Ask yourself how many document management systems are selected after rigorous tests of actual usage vs those selected after sales presentations and schmoozing. That should give you your answer.

And if that's ambiguous, then ask how often your company penalizes people for making the common but wrong choice versus the uncommon but wrong choice.

This applies to pretty much all enterprise software. It’s rarely selected by or for the benefit of the actual users. Usually it’s selected for the benefit of management (for example reporting) or for friends of management.
A good secretary (or a bunch of them) and filing cabinets.

You may still not know how to find anything, but they will.

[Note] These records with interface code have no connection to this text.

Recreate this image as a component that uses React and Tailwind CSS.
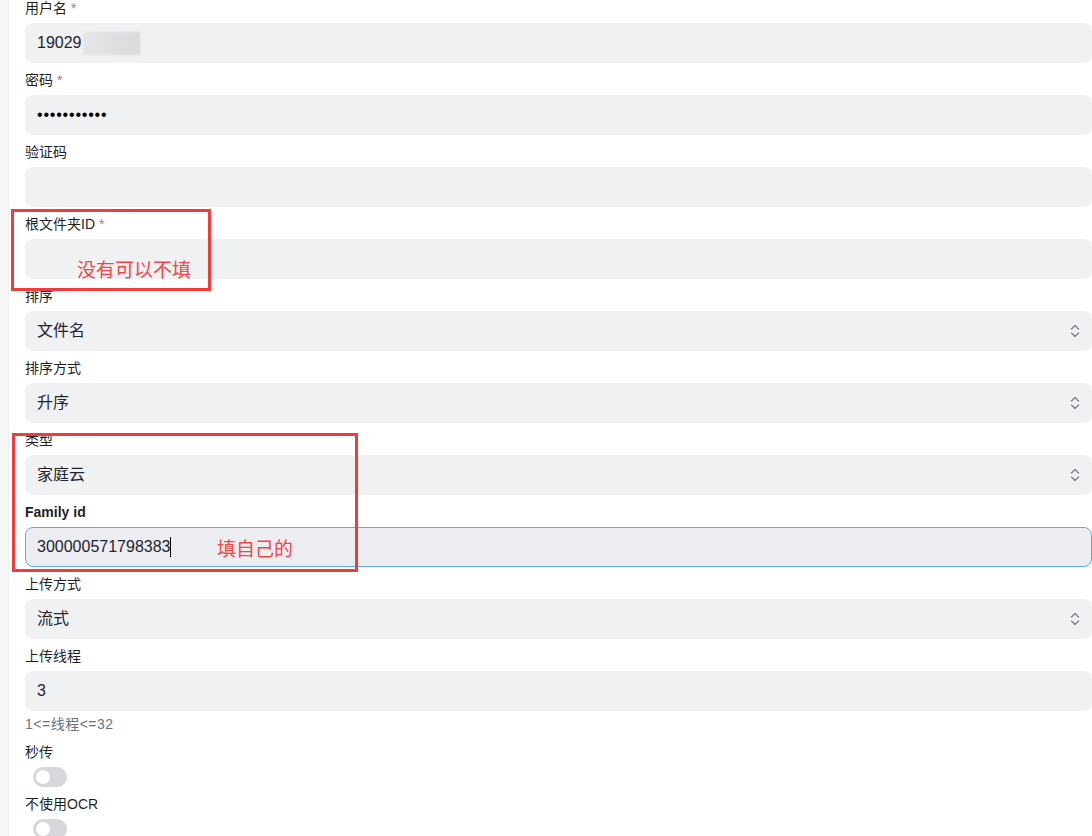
import React from "react";

const font = { fontFamily: '"Liberation Sans", "Noto Sans CJK SC", sans-serif' };

function Label({ children, required, bold }) {
  return (
    <div className={`h-5 leading-5 text-[14px] text-[#1f1f1f] ${bold ? "font-bold" : ""}`}>
      {children}
      {required && <span className="ml-1 text-[#f05a5a]">*</span>}
    </div>
  );
}

function Chevrons() {
  return (
    <svg width="10" height="14" viewBox="0 0 10 14" fill="none" stroke="#7b818a" strokeWidth="1.4" strokeLinecap="round" strokeLinejoin="round">
      <path d="M1.5 5 L5 1.5 L8.5 5" />
      <path d="M1.5 9 L5 12.5 L8.5 9" />
    </svg>
  );
}

function Field({ label, required, bold, children, last }) {
  return (
    <div className={last ? "" : "mb-[7px]"}>
      <Label required={required} bold={bold}>{label}</Label>
      <div className="mt-[5px]">{children}</div>
    </div>
  );
}

function TextBox({ children, focused }) {
  return (
    <div
      className={`h-10 rounded-lg px-3 flex items-center text-[16px] text-[#1f2430] ${
        focused ? "bg-[#ebedf0] border border-[#63a8e8] pl-[11px]" : "bg-[#f0f1f3]"
      }`}
    >
      {children}
    </div>
  );
}

function SelectBox({ value }) {
  return (
    <div className="h-10 rounded-lg bg-[#f0f1f3] pl-3 pr-[12px] flex items-center justify-between text-[16px] text-[#1f2430]">
      <span>{value}</span>
      <Chevrons />
    </div>
  );
}

function Toggle() {
  return (
    <div className="ml-2 w-[34px] h-5 rounded-full bg-[#d5d7db] flex items-center">
      <div className="ml-[3px] w-[14px] h-[14px] rounded-full bg-white" />
    </div>
  );
}

export default function App() {
  return (
    <div className="relative h-[836px] overflow-hidden bg-white flex" style={font}>
      <div className="w-[9px] shrink-0 bg-[#f8f8f9] border-r border-[#efeff0]" />
      <div className="flex-1 pl-4 -mt-[2px]">
        <Field label="用户名" required>
          <TextBox>
            <span>19029</span>
            <span className="ml-[1px] w-[57px] h-[23px] bg-gradient-to-r from-[#e6e6e8] to-[#d9d9db] blur-[1px]" />
          </TextBox>
        </Field>
        <Field label="密码" required>
          <TextBox>
            <span className="tracking-[0.8px] text-black">•••••••••••</span>
          </TextBox>
        </Field>
        <Field label="验证码">
          <TextBox />
        </Field>
        <Field label="根文件夹ID" required>
          <TextBox />
        </Field>
        <Field label="排序">
          <SelectBox value="文件名" />
        </Field>
        <Field label="排序方式">
          <SelectBox value="升序" />
        </Field>
        <Field label="类型">
          <SelectBox value="家庭云" />
        </Field>
        <Field label="Family id" bold>
          <TextBox focused>
            <span>300000571798383</span>
            <span className="w-px h-5 bg-black" />
          </TextBox>
        </Field>
        <Field label="上传方式">
          <SelectBox value="流式" />
        </Field>
        <Field label="上传线程" last>
          <TextBox>3</TextBox>
        </Field>
        <div className="mt-[5px] h-4 leading-4 text-[14px] tracking-[0.5px] text-[#6b7280]">1&lt;=线程&lt;=32</div>
        <div className="mt-[10px]">
          <Label>秒传</Label>
          <div className="mt-[5px]"><Toggle /></div>
        </div>
        <div className="mt-[7px]">
          <Label>不使用OCR</Label>
          <div className="mt-[5px]"><Toggle /></div>
        </div>
      </div>

      {/* annotations */}
      <div className="absolute left-[11px] top-[209px] w-[200px] h-[82px] border-[3px] border-[#f03c3c]" />
      <div className="absolute left-[77px] top-[259px] text-[19px] leading-6 text-[#f04646]">没有可以不填</div>
      <div className="absolute left-[12px] top-[433px] w-[346px] h-[139px] border-[3px] border-[#f03c3c]" />
      <div className="absolute left-[217px] top-[538px] text-[19px] leading-6 text-[#f04646]">填自己的</div>
    </div>
  );
}
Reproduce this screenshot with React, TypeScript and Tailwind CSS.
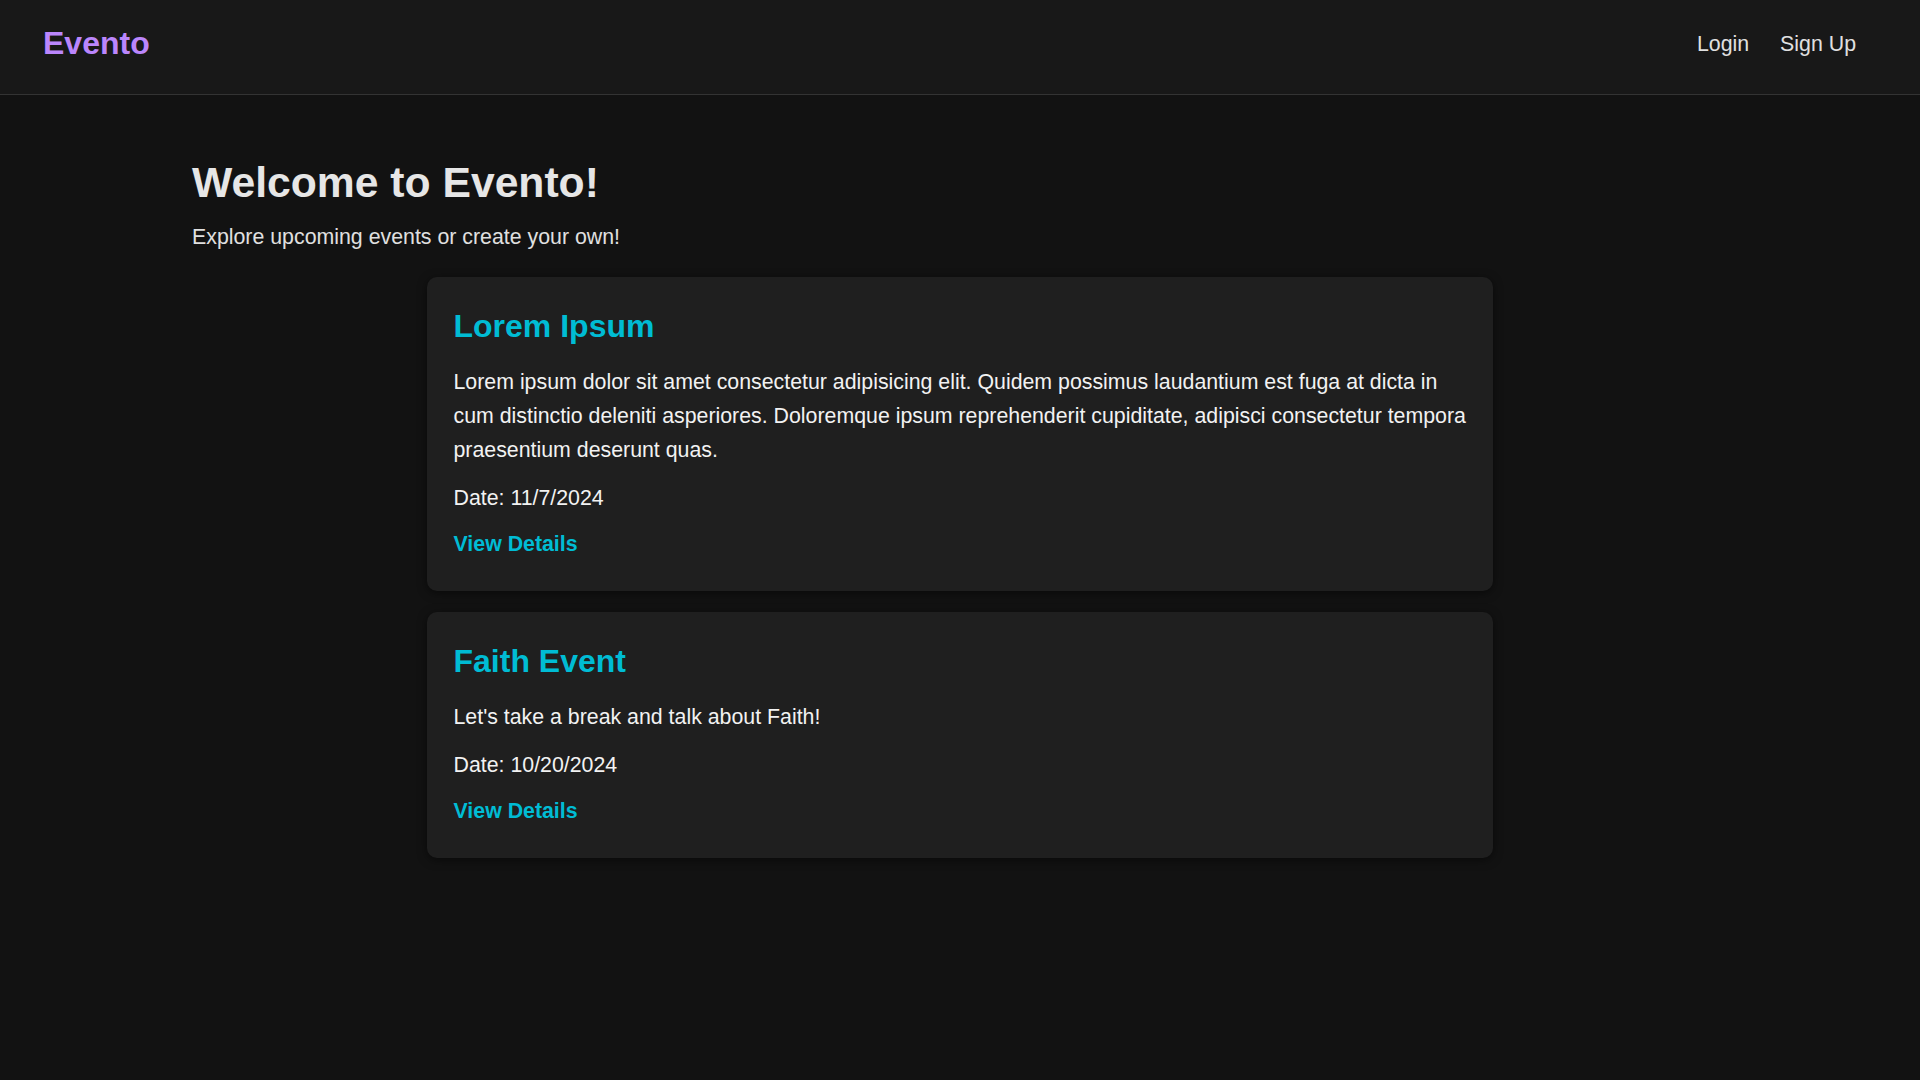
const EVENTS = [
  {
    id: 1,
    title: "Lorem Ipsum",
    description:
      "Lorem ipsum dolor sit amet consectetur adipisicing elit. Quidem possimus laudantium est fuga at dicta in cum distinctio deleniti asperiores. Doloremque ipsum reprehenderit cupiditate, adipisci consectetur tempora praesentium deserunt quas.",
    date: "11/7/2024",
  },
  {
    id: 2,
    title: "Faith Event",
    description: "Let's take a break and talk about Faith!",
    date: "10/20/2024",
  },
] as const;

function Header() {
  return (
    <header className="flex h-[95px] justify-between border-b border-[#333333] bg-[#181818] pl-[43px] pr-[64px]">
      <a href="#" className="mt-[25px] text-[32px] font-bold leading-[36px] text-[#bb86fc]">
        Evento
      </a>
      <nav className="mt-[32px] flex gap-[31px] text-[21.33px] leading-[24px] text-[#e0e0e0]">
        <a href="#">Login</a>
        <a href="#">Sign Up</a>
      </nav>
    </header>
  );
}

function EventCard({ title, description, date }: { title: string; description: string; date: string }) {
  return (
    <div className="rounded-[10px] bg-[#1f1f1f] px-[26.5px] pb-[29.5px] pt-[31px] shadow-[0_2px_10px_rgba(0,0,0,0.5)]">
      <h2 className="text-[32px] font-bold leading-[36px] text-[#00bcd4]">{title}</h2>
      <p className="mt-[21px] text-[21.33px] leading-[1.6] text-[#f2f2f2]">{description}</p>
      <p className="mt-[14px] text-[21.33px] leading-[1.6] text-[#f2f2f2]">Date: {date}</p>
      <a href="#" className="mt-[12px] block w-fit text-[21.33px] font-bold leading-[1.6] text-[#00bcd4]">
        View Details
      </a>
    </div>
  );
}

export default function App() {
  return (
    <div className="min-h-screen bg-[#121212] font-['Liberation_Sans',Arial,sans-serif]">
      <Header />
      <main className="mx-auto max-w-[1536px] pb-10 pt-[63px]">
        <h1 className="text-[42.67px] font-bold leading-[48px] text-[#e6e6e6]">Welcome to Evento!</h1>
        <p className="mt-[19px] text-[21.33px] leading-[24px] text-[#e0e0e0]">
          Explore upcoming events or create your own!
        </p>
        <div className="mx-auto mt-[27.5px] flex w-[1066px] flex-col gap-[21px]">
          {EVENTS.map((event) => (
            <EventCard key={event.id} title={event.title} description={event.description} date={event.date} />
          ))}
        </div>
      </main>
    </div>
  );
}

Like a lot of other things, this has suffered from computerization making it yet another small part of everyone's job (which also increases context switching, the amount of shit you need to know and keep track of, and generally makes jobs more stressful) rather than a specialty that's the main focus of a few workers.

The benefit (get to stop paying some employees) is easy to measure, while the harm is not.

"Like a lot of other things, this has suffered from computerization making it yet another small part of everyone's job (which also increases context switching, the amount of shit you need to know and keep track of, and generally makes jobs more stressful) rather than a specialty that's the main focus of a few workers."

Nicely said. I am getting really stressed out how complex things are becoming. It's already hard to keep up with git, Jira, Bitbucket, AWS, k8s, Helm, JS frameworks, databases and whatsoever. But then add hard to use document management systems and f...ed up processes that are mainly designed for management to get nice reports and not for productivity. Now you are a bad developer and you are a bad document management person because it's simply impossible to be good at all this stuff.

I am constantly preaching to management that we need specialized tech writers and specialized devs that are good at their respective. But I guess it looks cheaper to waste time and energy of engineers on stuff they aren't good at.

git works for us across business/electronics/electrical/mechanical/software.

The exception is daily supply chain and accounting, which due to factors like urgency, multiple stakeholders per order, high pace of handover, external system integration, multilingual presentation requirements and nontechnical users we prefer a dedicated web based system with more of a real time focus with event hooks (eg. notification, translation, verification).

What kind of docs do you have in git? Git doesn’t work well with binary file formats like Word, Excel or Visio. You can do it but the diff won’t work.
Markdown + .webp, mostly. Some 'TeX.